Он схватился за голову и встал. Вот что: нужно бежать к старику. Нужно все рассказать. Нужно узнать, какие бумаги пропали из пушкинского бюро в тот день, когда он явился к Бауэру со своим открытием. Нужно просто увидеть его — и тогда все станет ясно.
Он оделся, вышел в столовую. Отец взглянул на него и выронил газету.
— Папа, у меня такой вид, потому что я не спал, — сказал он поспешно, — пожалуйста, папа, если ко мне придут, ты скажешь, что я поздно вернусь и чтобы не ждали.
Он выпил стакан холодного чаю и с отвращением съел бутерброд.
Шел дождь, не очень сильный, но прохожие толпились в подъездах, извозчики, которых в ту пору было еще много, подняли верхи и покрылись поверх армяков мешками. Трубачевский не стал пережидать. Весь мокрый, в мокром макинтоше, в надвинутой на уши кепке, он добрался, прыгая через лужи, до улицы Красных зорь и до знакомого дома.
Он позвонил, постучал, все не открывали. Потом Машенька открыла, и едва войдя, едва взглянув ка нее, он понял, что случилось несчастье.
— Машенька…
— Ш-ш, у нас Федоров, — сказала она шепотом, и Трубачевский сейчас же догадался, что это врач и что Бауэру плохо.
— Сергей Иванович? — тоже шепотом спросил он.
— Ему выкачивание делают, и сейчас сестра вышла и сказала, что показалась кровь.
У нее губы задрожали, и Трубачевский испугался, что сейчас она заплачет.
Но Машенька удержалась.
— Наверно, рак.
— Да бросьте вы! Моему отцу тоже делали, и тоже кровь, а потом посмотрели — и ничего, — шепотом соврал Трубачевский.
Она посмотрела на него и, прикусив губу, покачала головой.
— Нет, рак. Я давно думаю, что похоже.
— Ничего не похоже. Разве он похож на такого больного?

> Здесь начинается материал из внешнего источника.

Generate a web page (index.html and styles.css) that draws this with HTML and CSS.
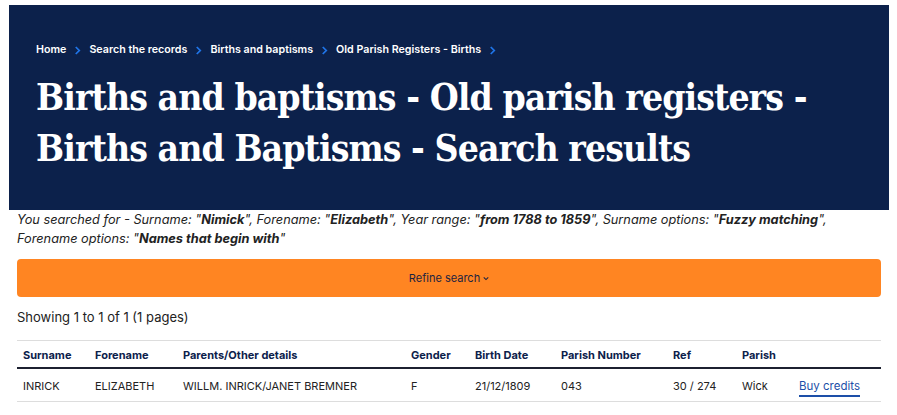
FILE: index.html
```html
<!DOCTYPE html>
<html lang="en">
<head>
<meta charset="utf-8">
<title>Search results</title>
<link rel="stylesheet" href="styles.css">
</head>
<body>
<header class="hero">
  <nav class="crumbs">
    <a href="#">Home</a><span class="chev"><svg viewBox="0 0 8 10" width="7" height="9"><path d="M2 1l4 4-4 4" fill="none" stroke="#1f74e8" stroke-width="2"/></svg></span>
    <a href="#">Search the records</a><span class="chev"><svg viewBox="0 0 8 10" width="7" height="9"><path d="M2 1l4 4-4 4" fill="none" stroke="#1f74e8" stroke-width="2"/></svg></span>
    <a href="#">Births and baptisms</a><span class="chev"><svg viewBox="0 0 8 10" width="7" height="9"><path d="M2 1l4 4-4 4" fill="none" stroke="#1f74e8" stroke-width="2"/></svg></span>
    <a href="#">Old Parish Registers - Births</a><span class="chev"><svg viewBox="0 0 8 10" width="7" height="9"><path d="M2 1l4 4-4 4" fill="none" stroke="#1f74e8" stroke-width="2"/></svg></span>
  </nav>
  <h1 class="title">Births and baptisms - Old parish registers - Births and Baptisms - Search results</h1>
</header>
<main class="content">
  <p class="searched">You searched for - Surname: "<b>Nimick</b>", Forename: "<b>Elizabeth</b>", Year range: "<b>from 1788 to 1859</b>", Surname options: "<b>Fuzzy matching</b>", Forename options: "<b>Names that begin with</b>"</p>
  <button class="refine">Refine search<svg class="caret" viewBox="0 0 8 6" width="6" height="5"><path d="M1 1.5l3 3 3-3" fill="none" stroke="#1c2340" stroke-width="1.4"/></svg></button>
  <p class="showing">Showing 1 to 1 of 1 (1 pages)</p>
  <table class="results">
    <colgroup>
      <col class="c1"><col class="c2"><col class="c3"><col class="c4"><col class="c5"><col class="c6"><col class="c7"><col class="c8"><col class="c9">
    </colgroup>
    <thead>
      <tr><th>Surname</th><th>Forename</th><th>Parents/Other details</th><th>Gender</th><th>Birth Date</th><th>Parish Number</th><th>Ref</th><th>Parish</th><th></th></tr>
    </thead>
    <tbody>
      <tr><td>INRICK</td><td>ELIZABETH</td><td>WILLM. INRICK/JANET BREMNER</td><td>F</td><td>21/12/1809</td><td>043</td><td>30 / 274</td><td>Wick</td><td><a class="buy" href="#">Buy credits</a></td></tr>
    </tbody>
  </table>
</main>
</body>
</html>
```
FILE: styles.css
```css
html, body { margin: 0; padding: 0; background: #fff; }
body { font-family: Inter, "Noto Sans", "Liberation Sans", sans-serif; color: #222; }
.hero {
  box-sizing: border-box;
  background: #0c214b;
  margin: 5px 8px 0 9px;
  padding: 38px 27px 0;
  height: 205px;
  overflow: hidden;
}
.crumbs { display: flex; align-items: center; font-size: 10.7px; font-weight: 600; line-height: 14px; }
.crumbs a { color: #fff; text-decoration: none; }
.chev { display: inline-flex; margin: 0 8px 0 8px; }
.title {
  margin: 15px 0 0;
  color: #fff;
  font-family: "DejaVu Serif Condensed", "DejaVu Serif", "Liberation Serif", serif;
  font-stretch: condensed;
  font-weight: bold;
  font-size: 37px;
  line-height: 51px;
  letter-spacing: -0.95px;
  max-width: 810px;
}
.content { padding: 0 16px 0 17px; }
.searched { margin: 0; font-style: italic; font-size: 12.75px; line-height: 19px; color: #222; }
.searched b { font-weight: 700; }
.refine {
  display: flex; align-items: center; justify-content: center; gap: 3px;
  width: 100%; height: 38px; margin: 11px 0 0;
  background: #ff8522; border: 0; border-radius: 4px;
  font-family: inherit; font-size: 11px; color: #1c2340;
}
.showing { margin: 11px 0 0; font-size: 13px; line-height: 18px; color: #222; }
.results { width: 100%; margin-top: 14px; border-collapse: collapse; table-layout: fixed; font-size: 11px; }
.results thead tr { border-top: 1px solid #ddd; border-bottom: 2px solid #1c2030; }
.results tbody tr { border-bottom: 1px solid #ddd; }
.results th { text-align: left; font-weight: 700; color: #0c214b; padding: 6px 6px 5px; height: 15px; }
.results td { padding: 9px 6px 8px; height: 15px; color: #222; }
.c1 { width: 72px; } .c2 { width: 88px; } .c3 { width: 228px; } .c4 { width: 64px; }
.c5 { width: 86px; } .c6 { width: 112px; } .c7 { width: 69px; } .c8 { width: 57px; }
.buy { color: #1d4fa8; text-decoration: none; border-bottom: 2px solid #1d4fa8; padding-bottom: 2px; font-size: 11.5px; }
```
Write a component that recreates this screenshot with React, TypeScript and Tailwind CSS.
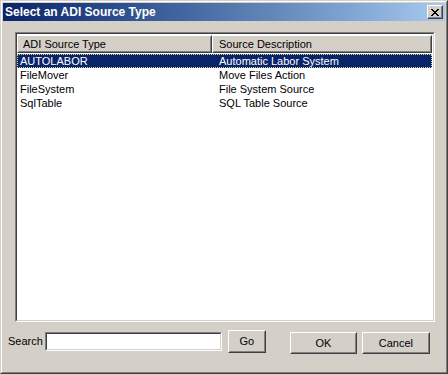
import React from "react";

const rows = [
  { t: "AUTOLABOR", d: "Automatic Labor System" },
  { t: "FileMover", d: "Move Files Action" },
  { t: "FileSystem", d: "File System Source" },
  { t: "SqlTable", d: "SQL Table Source" },
];

function Raised({ className = "", children }: { className?: string; children?: React.ReactNode }) {
  return (
    <div className={`border border-t-white border-l-white border-b-[#404040] border-r-[#404040] bg-[#d4d0c8] ${className}`}>
      <div className="w-full h-full border border-t-[#d4d0c8] border-l-[#d4d0c8] border-b-[#808080] border-r-[#808080] flex items-center justify-center">
        {children}
      </div>
    </div>
  );
}

export default function App() {
  return (
    <div
      className="w-[448px] h-[374px] bg-[#d4d0c8] border border-t-[#d4d0c8] border-l-[#d4d0c8] border-b-[#404040] border-r-[#404040] text-[11px] text-black"
      style={{ fontFamily: '"Liberation Sans", Arial, sans-serif' }}
    >
      <div className="w-full h-full border border-t-white border-l-white border-b-[#808080] border-r-[#808080] p-px flex flex-col">
        {/* Title bar */}
        <div className="h-[18px] flex items-center justify-between pl-[2px] pr-[2px] bg-gradient-to-r from-[#0a246a] to-[#a6caf0]">
          <span className="text-white font-bold text-[12px] leading-none">Select an ADI Source Type</span>
          <Raised className="w-[16px] h-[14px]">
            <svg width="8" height="7" viewBox="0 0 8 7" shapeRendering="crispEdges">
              <path
                d="M0 0h2v1H0zM6 0h2v1H6zM1 1h2v1H1zM5 1h2v1H5zM2 2h4v1H2zM3 3h2v1H3zM2 4h4v1H2zM1 5h2v1H1zM5 5h2v1H5zM0 6h2v1H0zM6 6h2v1H6z"
                fill="#000"
              />
            </svg>
          </Raised>
        </div>

        {/* Body */}
        <div className="flex-1 flex flex-col pt-[11px] pl-[12px] pr-[10px]">
          {/* List view */}
          <div className="h-[290px] border border-t-[#808080] border-l-[#808080] border-b-white border-r-white">
            <div className="w-full h-full border border-t-[#404040] border-l-[#404040] border-b-[#d4d0c8] border-r-[#d4d0c8] bg-white flex flex-col">
              <div className="flex h-[18px] shrink-0 mt-[1px]">
                <Raised className="w-[195px] h-full">
                  <span className="w-full pl-[4px] leading-none">ADI Source Type</span>
                </Raised>
                <Raised className="w-[220px] h-full">
                  <span className="w-full pl-[5px] leading-none">Source Description</span>
                </Raised>
              </div>
              <div className="flex flex-col mt-[1px]">
                {rows.map((r, i) => (
                  <div
                    key={r.t}
                    className={`flex h-[14px] w-[415px] items-center leading-none ${
                      i === 0 ? "bg-[#0a246a] text-white outline-1 outline-dotted outline-[#d8d8a0] -outline-offset-1" : ""
                    }`}
                  >
                    <span className="w-[195px] pl-[3px]">{r.t}</span>
                    <span className="pl-[7px]">{r.d}</span>
                  </div>
                ))}
              </div>
            </div>
          </div>

          {/* Bottom row */}
          <div className="flex items-start mt-[8px]">
            <span className="-ml-[7px] mt-[6px] leading-none">Search</span>
            <div className="ml-[2px] mt-[2px] w-[177px] h-[19px] border border-t-[#808080] border-l-[#808080] border-b-white border-r-white">
              <div className="w-full h-full border border-t-[#404040] border-l-[#404040] border-b-[#d4d0c8] border-r-[#d4d0c8] bg-white" />
            </div>
            <Raised className="ml-[6px] w-[38px] h-[23px]">
              <span className="leading-none">Go</span>
            </Raised>
            <Raised className="ml-[24px] mt-[2px] w-[67px] h-[22px]">
              <span className="leading-none">OK</span>
            </Raised>
            <Raised className="ml-[5px] mt-[2px] w-[68px] h-[22px]">
              <span className="leading-none">Cancel</span>
            </Raised>
          </div>
        </div>
      </div>
    </div>
  );
}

— Теперь стал похож. И ведь сколько, сколько раз я его просила…
Держа таз, покрытый полотенцем, Анна Филипповна вышла из кабинета, и Машенька побежала к ней.
Не зная, что делать, Трубачевский немного постоял в прихожей, потом на цыпочках пошел в столовую и сел, тоскливо оглядываясь. Растерянность была видна во всем. Сковородка с нетронутой холодной яичницей стояла на столе — должно быть, Машенькин завтрак. Какое-то белье, полотенце валялось — видно, что брошено в спешке.
Странные звуки поразили его: кто-то коротко дышал, и вдруг начиналось мычание, захлебывание, хрипение. Потом становилось тихо — и шорох, как будто что-то делали в тишине, и снова захлебывание, хрипение. Он понял, и у него сердце сжалось. Невозможно, невозможно представить себе, что эти звуки, и эта страшная тишина, и то, что сказала Машенька, что все это — Бауэр!